* What you are asked to do:
Write the listing below out again exactly, dropping the images.
____
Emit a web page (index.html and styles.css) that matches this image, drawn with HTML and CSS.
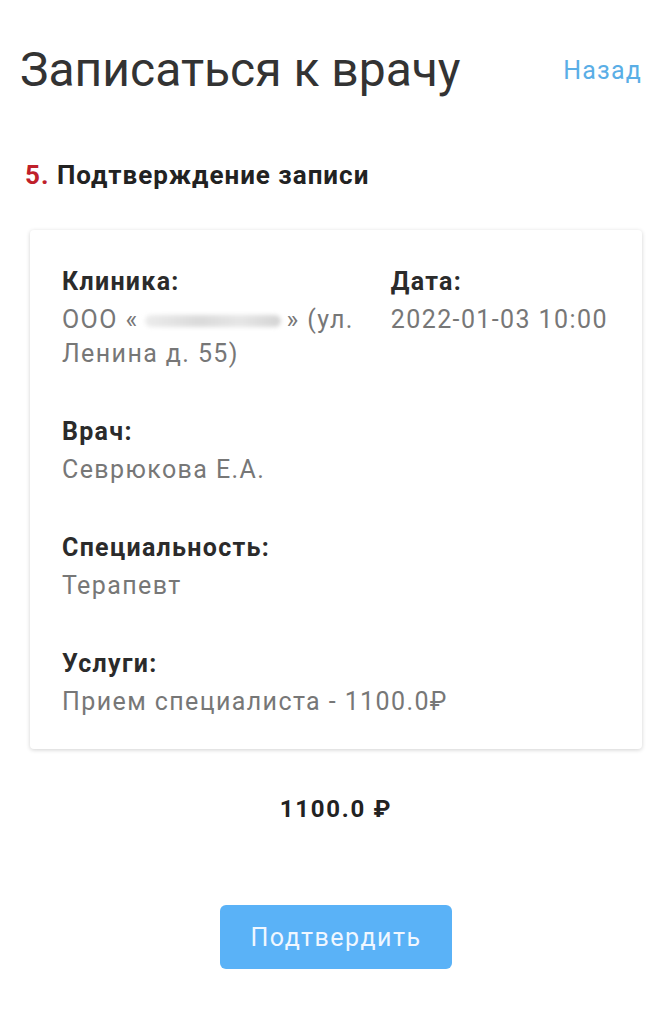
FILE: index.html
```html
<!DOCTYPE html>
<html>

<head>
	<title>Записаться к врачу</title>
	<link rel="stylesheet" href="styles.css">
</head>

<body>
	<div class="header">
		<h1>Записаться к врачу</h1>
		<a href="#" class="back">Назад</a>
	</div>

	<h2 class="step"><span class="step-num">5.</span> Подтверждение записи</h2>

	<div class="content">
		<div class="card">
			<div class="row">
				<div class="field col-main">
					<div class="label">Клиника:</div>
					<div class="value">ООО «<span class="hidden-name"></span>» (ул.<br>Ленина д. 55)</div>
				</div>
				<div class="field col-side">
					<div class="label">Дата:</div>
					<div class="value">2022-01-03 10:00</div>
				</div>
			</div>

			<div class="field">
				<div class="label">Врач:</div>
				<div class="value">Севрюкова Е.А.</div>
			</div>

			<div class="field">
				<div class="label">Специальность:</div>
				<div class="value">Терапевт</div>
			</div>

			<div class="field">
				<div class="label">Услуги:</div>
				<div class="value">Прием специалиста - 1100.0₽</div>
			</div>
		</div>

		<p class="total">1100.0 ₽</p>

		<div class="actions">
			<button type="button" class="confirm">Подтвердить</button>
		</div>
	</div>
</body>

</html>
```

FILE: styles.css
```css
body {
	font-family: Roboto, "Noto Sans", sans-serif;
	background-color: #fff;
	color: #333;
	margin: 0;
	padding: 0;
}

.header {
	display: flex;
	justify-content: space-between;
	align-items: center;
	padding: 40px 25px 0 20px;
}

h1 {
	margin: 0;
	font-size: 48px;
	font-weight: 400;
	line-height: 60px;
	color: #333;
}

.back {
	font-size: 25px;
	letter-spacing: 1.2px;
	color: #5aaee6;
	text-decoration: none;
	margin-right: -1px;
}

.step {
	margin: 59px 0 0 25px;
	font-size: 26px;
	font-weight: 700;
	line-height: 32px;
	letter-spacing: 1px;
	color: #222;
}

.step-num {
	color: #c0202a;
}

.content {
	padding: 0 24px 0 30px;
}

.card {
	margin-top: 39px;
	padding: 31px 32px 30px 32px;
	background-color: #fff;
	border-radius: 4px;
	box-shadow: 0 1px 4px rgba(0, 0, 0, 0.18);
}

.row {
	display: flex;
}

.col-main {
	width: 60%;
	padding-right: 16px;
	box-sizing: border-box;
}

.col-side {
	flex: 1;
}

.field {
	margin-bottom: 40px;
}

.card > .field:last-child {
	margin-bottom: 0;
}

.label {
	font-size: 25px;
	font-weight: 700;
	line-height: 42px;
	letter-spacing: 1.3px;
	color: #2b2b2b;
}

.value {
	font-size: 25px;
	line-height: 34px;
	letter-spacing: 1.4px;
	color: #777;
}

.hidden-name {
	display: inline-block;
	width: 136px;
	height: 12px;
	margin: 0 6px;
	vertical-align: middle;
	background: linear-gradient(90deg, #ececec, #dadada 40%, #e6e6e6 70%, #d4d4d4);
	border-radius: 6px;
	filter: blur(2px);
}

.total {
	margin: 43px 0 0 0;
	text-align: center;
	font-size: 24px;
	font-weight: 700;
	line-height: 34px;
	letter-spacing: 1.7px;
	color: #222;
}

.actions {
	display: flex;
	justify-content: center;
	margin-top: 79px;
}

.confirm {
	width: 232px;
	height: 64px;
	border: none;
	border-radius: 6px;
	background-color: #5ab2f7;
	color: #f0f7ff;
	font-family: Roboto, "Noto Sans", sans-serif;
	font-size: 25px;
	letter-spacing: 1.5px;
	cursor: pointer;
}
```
____
* Completed task:
Emit a web page (index.html and styles.css) that matches this image, drawn with HTML and CSS.
FILE: index.html
```html
<!DOCTYPE html>
<html>

<head>
	<title>Записаться к врачу</title>
	<link rel="stylesheet" href="styles.css">
</head>

<body>
	<div class="header">
		<h1>Записаться к врачу</h1>
		<a href="#" class="back">Назад</a>
	</div>

	<h2 class="step"><span class="step-num">5.</span> Подтверждение записи</h2>

	<div class="content">
		<div class="card">
			<div class="row">
				<div class="field col-main">
					<div class="label">Клиника:</div>
					<div class="value">ООО «<span class="hidden-name"></span>» (ул.<br>Ленина д. 55)</div>
				</div>
				<div class="field col-side">
					<div class="label">Дата:</div>
					<div class="value">2022-01-03 10:00</div>
				</div>
			</div>

			<div class="field">
				<div class="label">Врач:</div>
				<div class="value">Севрюкова Е.А.</div>
			</div>

			<div class="field">
				<div class="label">Специальность:</div>
				<div class="value">Терапевт</div>
			</div>

			<div class="field">
				<div class="label">Услуги:</div>
				<div class="value">Прием специалиста - 1100.0₽</div>
			</div>
		</div>

		<p class="total">1100.0 ₽</p>

		<div class="actions">
			<button type="button" class="confirm">Подтвердить</button>
		</div>
	</div>
</body>

</html>
```

FILE: styles.css
```css
body {
	font-family: Roboto, "Noto Sans", sans-serif;
	background-color: #fff;
	color: #333;
	margin: 0;
	padding: 0;
}

.header {
	display: flex;
	justify-content: space-between;
	align-items: center;
	padding: 40px 25px 0 20px;
}

h1 {
	margin: 0;
	font-size: 48px;
	font-weight: 400;
	line-height: 60px;
	color: #333;
}

.back {
	font-size: 25px;
	letter-spacing: 1.2px;
	color: #5aaee6;
	text-decoration: none;
	margin-right: -1px;
}

.step {
	margin: 59px 0 0 25px;
	font-size: 26px;
	font-weight: 700;
	line-height: 32px;
	letter-spacing: 1px;
	color: #222;
}

.step-num {
	color: #c0202a;
}

.content {
	padding: 0 24px 0 30px;
}

.card {
	margin-top: 39px;
	padding: 31px 32px 30px 32px;
	background-color: #fff;
	border-radius: 4px;
	box-shadow: 0 1px 4px rgba(0, 0, 0, 0.18);
}

.row {
	display: flex;
}

.col-main {
	width: 60%;
	padding-right: 16px;
	box-sizing: border-box;
}

.col-side {
	flex: 1;
}

.field {
	margin-bottom: 40px;
}

.card > .field:last-child {
	margin-bottom: 0;
}

.label {
	font-size: 25px;
	font-weight: 700;
	line-height: 42px;
	letter-spacing: 1.3px;
	color: #2b2b2b;
}

.value {
	font-size: 25px;
	line-height: 34px;
	letter-spacing: 1.4px;
	color: #777;
}

.hidden-name {
	display: inline-block;
	width: 136px;
	height: 12px;
	margin: 0 6px;
	vertical-align: middle;
	background: linear-gradient(90deg, #ececec, #dadada 40%, #e6e6e6 70%, #d4d4d4);
	border-radius: 6px;
	filter: blur(2px);
}

.total {
	margin: 43px 0 0 0;
	text-align: center;
	font-size: 24px;
	font-weight: 700;
	line-height: 34px;
	letter-spacing: 1.7px;
	color: #222;
}

.actions {
	display: flex;
	justify-content: center;
	margin-top: 79px;
}

.confirm {
	width: 232px;
	height: 64px;
	border: none;
	border-radius: 6px;
	background-color: #5ab2f7;
	color: #f0f7ff;
	font-family: Roboto, "Noto Sans", sans-serif;
	font-size: 25px;
	letter-spacing: 1.5px;
	cursor: pointer;
}
```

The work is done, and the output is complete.